START

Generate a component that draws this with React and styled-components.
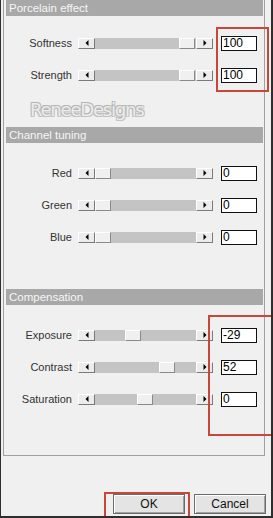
import React from "react";
import styled, { createGlobalStyle } from "styled-components";

const Global = createGlobalStyle`
  html, body {
    margin: 0;
    padding: 0;
    background: #f0f0f0;
  }
  * {
    box-sizing: border-box;
  }
`;

const Window = styled.div`
  position: relative;
  width: 273px;
  height: 518px;
  background: #f0f0f0;
  border-left: 1px solid #2e2e2e;
  border-right: 2px solid #2e2e2e;
  border-bottom: 2px solid #2e2e2e;
  padding-left: 2px;
  font-family: "Liberation Sans", Arial, sans-serif;
  overflow: hidden;
`;

const Panel = styled.div`
  width: 262px;
  height: 456px;
  border: 1px solid #a0a0a0;
  border-top: none;
  display: flex;
  flex-direction: column;
`;

const Header = styled.div`
  margin: ${p => p.$top}px 1px 0 2px;
  height: 16px;
  background: #a8a8a8;
  color: #f6f6f6;
  font-size: 11.5px;
  line-height: 16px;
  padding-left: 3px;
`;

const Rows = styled.div`
  display: flex;
  flex-direction: column;
  padding-top: ${p => p.$top}px;
`;

const Row = styled.div`
  height: 32px;
  display: flex;
  align-items: center;
`;

const Label = styled.div`
  width: 68px;
  text-align: right;
  font-size: 11px;
  color: #333;
  margin-right: 6px;
`;

const ArrowButton = styled.div`
  width: 17px;
  height: 11px;
  background: #ececec;
  border-top: 1px solid #ffffff;
  border-left: 1px solid #ffffff;
  border-right: 1px solid #7a7a7a;
  border-bottom: 1px solid #7a7a7a;
  display: flex;
  align-items: center;
  justify-content: center;
`;

const Track = styled.div`
  position: relative;
  width: 101px;
  height: 11px;
  background: #c4c4c4;
`;

const Thumb = styled.div`
  position: absolute;
  top: 0;
  width: 16px;
  height: 11px;
  background: #f0f0f0;
  border-top: 1px solid #ffffff;
  border-left: 1px solid #ffffff;
  border-right: 1px solid #8a8a8a;
  border-bottom: 1px solid #8a8a8a;
`;

const ValueBox = styled.div`
  margin-left: 8px;
  width: 36px;
  height: 15px;
  background: #ffffff;
  border: 1px solid #111;
  font-size: 12px;
  line-height: 13px;
  padding-left: 1px;
  color: #000;
`;

const Watermark = styled.div`
  height: 36px;
  padding: 9px 0 0 26px;
  font-family: "DejaVu Sans", "Liberation Sans", sans-serif;
  font-size: 18px;
  line-height: 20px;
  letter-spacing: -1.2px;
  color: #ececec;
  text-shadow: -1px -1px 0 #b4b4b4, 1px 1px 0 #c4c4c4, 1px -1px 0 #bcbcbc, -1px 1px 0 #bcbcbc;
`;

const Footer = styled.div`
  display: flex;
  justify-content: flex-end;
  gap: 9px;
  padding-right: 5px;
  margin-top: 38px;
`;

const DialogButton = styled.div`
  width: 72px;
  height: 20px;
  background: #e4e4e4;
  border: 1px solid #6c6c6c;
  box-shadow: inset 1px 1px 0 #ffffff, inset -1px -1px 0 #a0a0a0;
  font-size: 12px;
  line-height: 18px;
  text-align: center;
  color: #111;
`;

const Highlight = styled.div`
  position: absolute;
  border: 2px solid #c8473a;
  left: ${p => p.$x}px;
  top: ${p => p.$y}px;
  width: ${p => p.$w}px;
  height: ${p => p.$h}px;
`;

const Arrow = ({ dir }) => (
  <svg width="4" height="6" viewBox="0 0 4 6">
    {dir === "left" ? (
      <polygon points="3.5,0 3.5,6 0.5,3" fill="#000" />
    ) : (
      <polygon points="0.5,0 0.5,6 3.5,3" fill="#000" />
    )}
  </svg>
);

const Slider = ({ label, value, min, max }) => {
  const left = Math.round(((value - min) / (max - min)) * (101 - 17));
  return (
    <Row>
      <Label>{label}</Label>
      <ArrowButton>
        <Arrow dir="left" />
      </ArrowButton>
      <Track>
        <Thumb style={{ left }} />
      </Track>
      <ArrowButton>
        <Arrow dir="right" />
      </ArrowButton>
      <ValueBox>{value}</ValueBox>
    </Row>
  );
};

const porcelain = [
  { label: "Softness", value: 100, min: 0, max: 100 },
  { label: "Strength", value: 100, min: 0, max: 100 },
];

const channels = [
  { label: "Red", value: 0, min: 0, max: 255 },
  { label: "Green", value: 0, min: 0, max: 255 },
  { label: "Blue", value: 0, min: 0, max: 255 },
];

const compensation = [
  { label: "Exposure", value: -29, min: -100, max: 100 },
  { label: "Contrast", value: 52, min: -100, max: 100 },
  { label: "Saturation", value: 0, min: -100, max: 100 },
];

const App = () => (
  <Window>
    <Global />
    <Panel>
      <Header $top={0}>Porcelain effect</Header>
      <Rows $top={11}>
        {porcelain.map(s => (
          <Slider key={s.label} {...s} />
        ))}
      </Rows>
      <Watermark>ReneeDesigns</Watermark>
      <Header $top={0}>Channel tuning</Header>
      <Rows $top={14}>
        {channels.map(s => (
          <Slider key={s.label} {...s} />
        ))}
      </Rows>
      <Header $top={36}>Compensation</Header>
      <Rows $top={14}>
        {compensation.map(s => (
          <Slider key={s.label} {...s} />
        ))}
      </Rows>
    </Panel>
    <Footer>
      <DialogButton>OK</DialogButton>
      <DialogButton>Cancel</DialogButton>
    </Footer>
    <Highlight $x={215} $y={27} $w={53} $h={65} />
    <Highlight $x={207} $y={315} $w={70} $h={121} />
    <Highlight $x={103} $y={492} $w={86} $h={26} />
  </Window>
);

export default App;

END

**EXERCISE DETAILS**
Without the images, write out each line of the data verbatim.

**TASK OUTPUT**
Generate a component that draws this with React and styled-components.
import React from "react";
import styled, { createGlobalStyle } from "styled-components";

const Global = createGlobalStyle`
  html, body {
    margin: 0;
    padding: 0;
    background: #f0f0f0;
  }
  * {
    box-sizing: border-box;
  }
`;

const Window = styled.div`
  position: relative;
  width: 273px;
  height: 518px;
  background: #f0f0f0;
  border-left: 1px solid #2e2e2e;
  border-right: 2px solid #2e2e2e;
  border-bottom: 2px solid #2e2e2e;
  padding-left: 2px;
  font-family: "Liberation Sans", Arial, sans-serif;
  overflow: hidden;
`;

const Panel = styled.div`
  width: 262px;
  height: 456px;
  border: 1px solid #a0a0a0;
  border-top: none;
  display: flex;
  flex-direction: column;
`;

const Header = styled.div`
  margin: ${p => p.$top}px 1px 0 2px;
  height: 16px;
  background: #a8a8a8;
  color: #f6f6f6;
  font-size: 11.5px;
  line-height: 16px;
  padding-left: 3px;
`;

const Rows = styled.div`
  display: flex;
  flex-direction: column;
  padding-top: ${p => p.$top}px;
`;

const Row = styled.div`
  height: 32px;
  display: flex;
  align-items: center;
`;

const Label = styled.div`
  width: 68px;
  text-align: right;
  font-size: 11px;
  color: #333;
  margin-right: 6px;
`;

const ArrowButton = styled.div`
  width: 17px;
  height: 11px;
  background: #ececec;
  border-top: 1px solid #ffffff;
  border-left: 1px solid #ffffff;
  border-right: 1px solid #7a7a7a;
  border-bottom: 1px solid #7a7a7a;
  display: flex;
  align-items: center;
  justify-content: center;
`;

const Track = styled.div`
  position: relative;
  width: 101px;
  height: 11px;
  background: #c4c4c4;
`;

const Thumb = styled.div`
  position: absolute;
  top: 0;
  width: 16px;
  height: 11px;
  background: #f0f0f0;
  border-top: 1px solid #ffffff;
  border-left: 1px solid #ffffff;
  border-right: 1px solid #8a8a8a;
  border-bottom: 1px solid #8a8a8a;
`;

const ValueBox = styled.div`
  margin-left: 8px;
  width: 36px;
  height: 15px;
  background: #ffffff;
  border: 1px solid #111;
  font-size: 12px;
  line-height: 13px;
  padding-left: 1px;
  color: #000;
`;

const Watermark = styled.div`
  height: 36px;
  padding: 9px 0 0 26px;
  font-family: "DejaVu Sans", "Liberation Sans", sans-serif;
  font-size: 18px;
  line-height: 20px;
  letter-spacing: -1.2px;
  color: #ececec;
  text-shadow: -1px -1px 0 #b4b4b4, 1px 1px 0 #c4c4c4, 1px -1px 0 #bcbcbc, -1px 1px 0 #bcbcbc;
`;

const Footer = styled.div`
  display: flex;
  justify-content: flex-end;
  gap: 9px;
  padding-right: 5px;
  margin-top: 38px;
`;

const DialogButton = styled.div`
  width: 72px;
  height: 20px;
  background: #e4e4e4;
  border: 1px solid #6c6c6c;
  box-shadow: inset 1px 1px 0 #ffffff, inset -1px -1px 0 #a0a0a0;
  font-size: 12px;
  line-height: 18px;
  text-align: center;
  color: #111;
`;

const Highlight = styled.div`
  position: absolute;
  border: 2px solid #c8473a;
  left: ${p => p.$x}px;
  top: ${p => p.$y}px;
  width: ${p => p.$w}px;
  height: ${p => p.$h}px;
`;

const Arrow = ({ dir }) => (
  <svg width="4" height="6" viewBox="0 0 4 6">
    {dir === "left" ? (
      <polygon points="3.5,0 3.5,6 0.5,3" fill="#000" />
    ) : (
      <polygon points="0.5,0 0.5,6 3.5,3" fill="#000" />
    )}
  </svg>
);

const Slider = ({ label, value, min, max }) => {
  const left = Math.round(((value - min) / (max - min)) * (101 - 17));
  return (
    <Row>
      <Label>{label}</Label>
      <ArrowButton>
        <Arrow dir="left" />
      </ArrowButton>
      <Track>
        <Thumb style={{ left }} />
      </Track>
      <ArrowButton>
        <Arrow dir="right" />
      </ArrowButton>
      <ValueBox>{value}</ValueBox>
    </Row>
  );
};

const porcelain = [
  { label: "Softness", value: 100, min: 0, max: 100 },
  { label: "Strength", value: 100, min: 0, max: 100 },
];

const channels = [
  { label: "Red", value: 0, min: 0, max: 255 },
  { label: "Green", value: 0, min: 0, max: 255 },
  { label: "Blue", value: 0, min: 0, max: 255 },
];

const compensation = [
  { label: "Exposure", value: -29, min: -100, max: 100 },
  { label: "Contrast", value: 52, min: -100, max: 100 },
  { label: "Saturation", value: 0, min: -100, max: 100 },
];

const App = () => (
  <Window>
    <Global />
    <Panel>
      <Header $top={0}>Porcelain effect</Header>
      <Rows $top={11}>
        {porcelain.map(s => (
          <Slider key={s.label} {...s} />
        ))}
      </Rows>
      <Watermark>ReneeDesigns</Watermark>
      <Header $top={0}>Channel tuning</Header>
      <Rows $top={14}>
        {channels.map(s => (
          <Slider key={s.label} {...s} />
        ))}
      </Rows>
      <Header $top={36}>Compensation</Header>
      <Rows $top={14}>
        {compensation.map(s => (
          <Slider key={s.label} {...s} />
        ))}
      </Rows>
    </Panel>
    <Footer>
      <DialogButton>OK</DialogButton>
      <DialogButton>Cancel</DialogButton>
    </Footer>
    <Highlight $x={215} $y={27} $w={53} $h={65} />
    <Highlight $x={207} $y={315} $w={70} $h={121} />
    <Highlight $x={103} $y={492} $w={86} $h={26} />
  </Window>
);

export default App;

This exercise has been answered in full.